I nod, wordless as his fingers find the hem of my tunic.

He could rip it. He’s ripped tougher things. Instead, he lifts, careful, waiting for my arms to rise. I oblige, and the tunic peels away from my skin in one shivery sound.

He tosses it aside as if it’s an intrusion he can’t stand and then just…stops.

And stares.

Under that look, I forget that my body has spent years being a problem to solve. Too big here, too soft there, too much everywhere. Under that look, I am simply me.

His eyes roam over me with almost painful slowness. Goosebumps rise in their wake: along my arms, across my breasts, all the way down my belly. And his gaze tracks each patch of raised skin like they’re another language he’s memorizing.

My breath hitches as he leans in.

For a heartbeat, I think he’s going straight for my mouth again. Instead, his lips brush my neck, so gentle I barely feel the pressure, just the heat.

Then another, lower, on the scar along my forearm from the crash. Another on a faint dark line at my wrist from a childhood fall.

Holy shit.

He slides to his knees without looking away, forcing me back on my arms as his mouth trails lower, across the curve of my hip, the soft dip where my thigh begins. Each press is maddeningly gentle, his breath hot and damp against my skin.

It’s the most romantic thing that’s ever happened to me.

It is also, biologically speaking, driving me absolutely insane.

When he rises, big hands sliding up from my shins to my calves to my thighs, my legs tremble, my gaze falling to the heavy pendulum swinging between his legs.

My hand moves back to him before I can think. I wrap my fingers around him again and he jerks in my palm, head falling back, throat bared, ears flicking as his hips buck once against my grip.
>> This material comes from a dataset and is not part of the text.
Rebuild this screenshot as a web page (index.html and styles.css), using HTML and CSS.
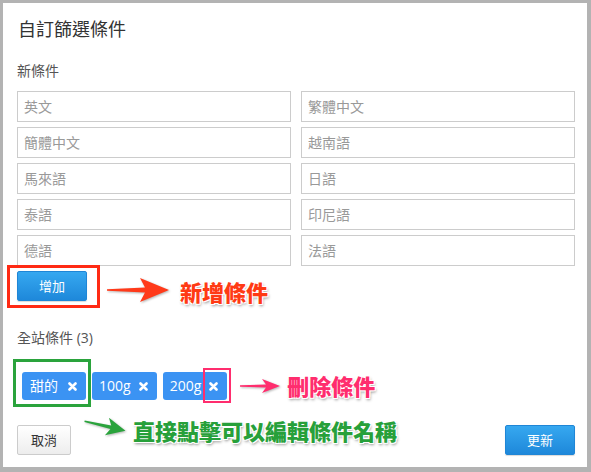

“Mih-kay-lah.” He groans, like the word is a prayer and a curse all at once.

He’s hot, the weight solid in my hand. I run my thumb over one of the ridges, marveling at the texture, the alien firmness of it.

“Okay,” I whisper, flicking my focus between my hand, his face, and the impressive stretch of anatomy between us. “Wow. So. We…might need to talk about dimensions.”

His eyes snap down to me, instantly sharper.

“Because I am human,” I explain, swallowing the anticipation battling with the fear, “and you are…very much not.”

For a moment, he blinks.

“You’re big,” I clarify.

The haze of lust clears from his gaze like someone pulled it away with their bare hands.

His whole body stills. The stars beneath his skin seem to pause mid-pulse.

“Big?” his thoughts rasp into my mind, colored with sudden panic. His hands leave my hips like I burned him. “I hurt…you?” Horror twists his features. “No. No hurt. We stop.”

He actually starts to pull away.

“Oh, no, you don’t,” I say, one hand reaching up to grip his shoulders as I dig my heels in. “Sarven. Hey.”

He freezes, forced to look at me.

I soften my voice. “I didn’t say stop. I said talk.” My thumb strokes along one of the ridges before sanity can intervene; his breath stutters. “We just have to go slow. Okay? Slow and careful. That I am very on board with.”

The stars beneath his skin seem frozen. “You…want to?” His voice sounds wrecked. Disbelieving. Like he needs to hear this out loud more than I need to say it.

I lean in, pressing my forehead to his so he knows for sure. “Yes,” I whisper. “I want this.”

The effect is…instant.

Joy slams through him so hard I feel it in the air. His glow kicks brighter, stars swirling in dizzy eddies under his skin. His throat works, once, twice.

“Slow,” he vows. “I will…prepare you. I have listened…to the others.”

My brain stutters. Listened? To Tharn and Jacqui? To Rok?

“Wait,” I squeak. “You did wh—”

He doesn’t give me time to unpack the implications of alien voyeurism. He moves, bearing me backward and forcing my legs to spread for him. The question dies in my throat as he fills that space like he was built for it.